Start of Task material
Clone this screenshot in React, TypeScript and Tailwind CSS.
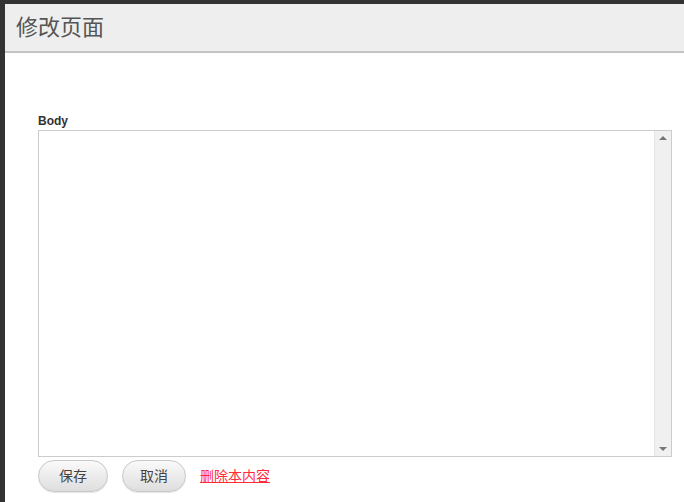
export default function App() {
  return (
    <div className="w-[684px] h-[502px] bg-[#333] pt-[4px] pl-[5px] overflow-hidden" style={{ fontFamily: '"Liberation Sans", "Noto Sans CJK SC", sans-serif' }}>
      <div className="h-full bg-white flex flex-col">
        <div className="h-[49px] bg-[#eeeeee] border-b-2 border-[#c3c3c3] flex items-center pl-[11px]">
          <h1 className="text-[22px] text-[#555] leading-none">修改页面</h1>
        </div>
        <div className="pl-[33px] pr-[12px] pt-[61px]">
          <label className="block text-[12px] font-bold text-[#333] leading-[14px] mb-[2px]">Body</label>
          <div className="h-[327px] border border-[#cccccc] flex">
            <textarea className="flex-1 resize-none outline-none p-1 text-[13px]" />
            <div className="w-[17px] bg-[#f0f0f0] border-l border-[#e6e6e6] flex flex-col justify-between items-center py-[5px]">
              <span className="w-0 h-0 border-l-[4px] border-r-[4px] border-b-[4px] border-l-transparent border-r-transparent border-b-[#777]" />
              <span className="w-0 h-0 border-l-[4px] border-r-[4px] border-t-[4px] border-l-transparent border-r-transparent border-t-[#777]" />
            </div>
          </div>
          <div className="flex items-center mt-[3px]">
            <button className="w-[70px] h-[32px] rounded-full border border-[#c8c8c8] bg-gradient-to-b from-[#fafafa] to-[#dedede] text-[14px] text-[#444] shadow-[0_1px_1px_rgba(0,0,0,0.1)]">保存</button>
            <button className="ml-[14px] w-[64px] h-[32px] rounded-full border border-[#c8c8c8] bg-gradient-to-b from-[#fafafa] to-[#dedede] text-[14px] text-[#444] shadow-[0_1px_1px_rgba(0,0,0,0.1)]">取消</button>
            <a href="#" className="ml-[14px] text-[14px] text-[#ff2a3a] underline">删除本内容</a>
          </div>
        </div>
      </div>
    </div>
  );
}
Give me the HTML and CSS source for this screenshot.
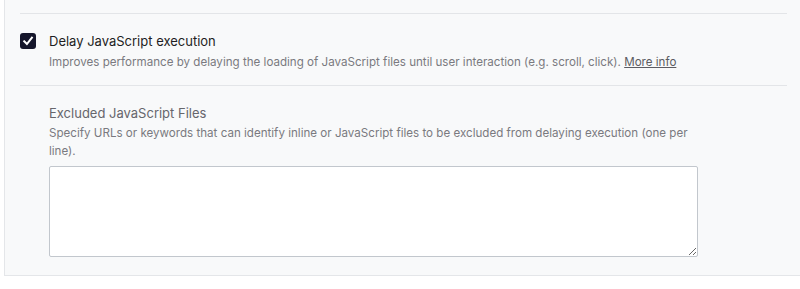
FILE: index.html
```html
<!DOCTYPE html>
<html>
<head>
<meta charset="utf-8">
<link rel="stylesheet" href="styles.css">
</head>
<body>
<div class="panel">
  <div class="row">
    <label class="option">
      <span class="checkbox">
        <svg width="16" height="16" viewBox="0 0 16 16"><path d="M4.2 8.3 L6.9 11 L11.9 4.6" fill="none" stroke="#fff" stroke-width="2" stroke-linecap="square"/></svg>
      </span>
      <span class="option-text">
        <span class="title">Delay JavaScript execution</span>
        <span class="desc">Improves performance by delaying the loading of JavaScript files until user interaction (e.g. scroll, click). <a href="#" class="more">More info</a></span>
      </span>
    </label>
  </div>
  <div class="row sub">
    <div class="field-label">Excluded JavaScript Files</div>
    <div class="desc field-desc">Specify URLs or keywords that can identify inline or JavaScript files to be excluded from delaying execution (one per line).</div>
    <textarea class="files"></textarea>
  </div>
</div>
</body>
</html>
```
FILE: styles.css
```css
html, body {
  margin: 0;
  padding: 0;
  background: #ffffff;
}
body {
  font-family: Inter, "Noto Sans", sans-serif;
  -webkit-font-smoothing: antialiased;
}
.panel {
  margin-left: 4px;
  width: 767px;
  background: #f8f9fa;
  border: 1px solid #e4e6e9;
  border-top: none;
  padding: 13px 15px 18px 15px;
}
.row {
  border-top: 1px solid #e3e5e8;
}
.option {
  display: flex;
  gap: 13px;
  padding: 18px 0 14px 0;
}
.checkbox {
  flex: none;
  width: 16px;
  height: 16px;
  background: #15162b;
  border-radius: 3px;
  margin-top: 1px;
  display: block;
}
.checkbox svg { display: block; }
.option-text {
  display: flex;
  flex-direction: column;
}
.title {
  font-size: 13px;
  line-height: 18px;
  color: #1e1e23;
  font-weight: 400;
}
.desc {
  font-size: 11.6px;
  line-height: 18px;
  color: #7a7a80;
  margin-top: 3px;
}
.more {
  color: #5c5c62;
  text-decoration: underline;
}
.sub {
  padding: 18px 0 0 29px;
}
.field-label {
  font-size: 13px;
  line-height: 18px;
  color: #66666c;
  font-weight: 400;
}
.field-desc {
  margin-top: 2px;
  width: 640px;
}
.files {
  display: block;
  box-sizing: border-box;
  margin-top: 6px;
  width: 649px;
  height: 91px;
  background: #fff;
  border: 1px solid #c2c7cd;
  border-radius: 2px;
  resize: vertical;
}
```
End of Task material
• _The exercise_
Leave out the pictures and copy the rest of the material above exactly.

• _Worked solution_
Clone this screenshot in React, TypeScript and Tailwind CSS.
export default function App() {
  return (
    <div className="w-[684px] h-[502px] bg-[#333] pt-[4px] pl-[5px] overflow-hidden" style={{ fontFamily: '"Liberation Sans", "Noto Sans CJK SC", sans-serif' }}>
      <div className="h-full bg-white flex flex-col">
        <div className="h-[49px] bg-[#eeeeee] border-b-2 border-[#c3c3c3] flex items-center pl-[11px]">
          <h1 className="text-[22px] text-[#555] leading-none">修改页面</h1>
        </div>
        <div className="pl-[33px] pr-[12px] pt-[61px]">
          <label className="block text-[12px] font-bold text-[#333] leading-[14px] mb-[2px]">Body</label>
          <div className="h-[327px] border border-[#cccccc] flex">
            <textarea className="flex-1 resize-none outline-none p-1 text-[13px]" />
            <div className="w-[17px] bg-[#f0f0f0] border-l border-[#e6e6e6] flex flex-col justify-between items-center py-[5px]">
              <span className="w-0 h-0 border-l-[4px] border-r-[4px] border-b-[4px] border-l-transparent border-r-transparent border-b-[#777]" />
              <span className="w-0 h-0 border-l-[4px] border-r-[4px] border-t-[4px] border-l-transparent border-r-transparent border-t-[#777]" />
            </div>
          </div>
          <div className="flex items-center mt-[3px]">
            <button className="w-[70px] h-[32px] rounded-full border border-[#c8c8c8] bg-gradient-to-b from-[#fafafa] to-[#dedede] text-[14px] text-[#444] shadow-[0_1px_1px_rgba(0,0,0,0.1)]">保存</button>
            <button className="ml-[14px] w-[64px] h-[32px] rounded-full border border-[#c8c8c8] bg-gradient-to-b from-[#fafafa] to-[#dedede] text-[14px] text-[#444] shadow-[0_1px_1px_rgba(0,0,0,0.1)]">取消</button>
            <a href="#" className="ml-[14px] text-[14px] text-[#ff2a3a] underline">删除本内容</a>
          </div>
        </div>
      </div>
    </div>
  );
}
Give me the HTML and CSS source for this screenshot.
FILE: index.html
```html
<!DOCTYPE html>
<html>
<head>
<meta charset="utf-8">
<link rel="stylesheet" href="styles.css">
</head>
<body>
<div class="panel">
  <div class="row">
    <label class="option">
      <span class="checkbox">
        <svg width="16" height="16" viewBox="0 0 16 16"><path d="M4.2 8.3 L6.9 11 L11.9 4.6" fill="none" stroke="#fff" stroke-width="2" stroke-linecap="square"/></svg>
      </span>
      <span class="option-text">
        <span class="title">Delay JavaScript execution</span>
        <span class="desc">Improves performance by delaying the loading of JavaScript files until user interaction (e.g. scroll, click). <a href="#" class="more">More info</a></span>
      </span>
    </label>
  </div>
  <div class="row sub">
    <div class="field-label">Excluded JavaScript Files</div>
    <div class="desc field-desc">Specify URLs or keywords that can identify inline or JavaScript files to be excluded from delaying execution (one per line).</div>
    <textarea class="files"></textarea>
  </div>
</div>
</body>
</html>
```
FILE: styles.css
```css
html, body {
  margin: 0;
  padding: 0;
  background: #ffffff;
}
body {
  font-family: Inter, "Noto Sans", sans-serif;
  -webkit-font-smoothing: antialiased;
}
.panel {
  margin-left: 4px;
  width: 767px;
  background: #f8f9fa;
  border: 1px solid #e4e6e9;
  border-top: none;
  padding: 13px 15px 18px 15px;
}
.row {
  border-top: 1px solid #e3e5e8;
}
.option {
  display: flex;
  gap: 13px;
  padding: 18px 0 14px 0;
}
.checkbox {
  flex: none;
  width: 16px;
  height: 16px;
  background: #15162b;
  border-radius: 3px;
  margin-top: 1px;
  display: block;
}
.checkbox svg { display: block; }
.option-text {
  display: flex;
  flex-direction: column;
}
.title {
  font-size: 13px;
  line-height: 18px;
  color: #1e1e23;
  font-weight: 400;
}
.desc {
  font-size: 11.6px;
  line-height: 18px;
  color: #7a7a80;
  margin-top: 3px;
}
.more {
  color: #5c5c62;
  text-decoration: underline;
}
.sub {
  padding: 18px 0 0 29px;
}
.field-label {
  font-size: 13px;
  line-height: 18px;
  color: #66666c;
  font-weight: 400;
}
.field-desc {
  margin-top: 2px;
  width: 640px;
}
.files {
  display: block;
  box-sizing: border-box;
  margin-top: 6px;
  width: 649px;
  height: 91px;
  background: #fff;
  border: 1px solid #c2c7cd;
  border-radius: 2px;
  resize: vertical;
}
```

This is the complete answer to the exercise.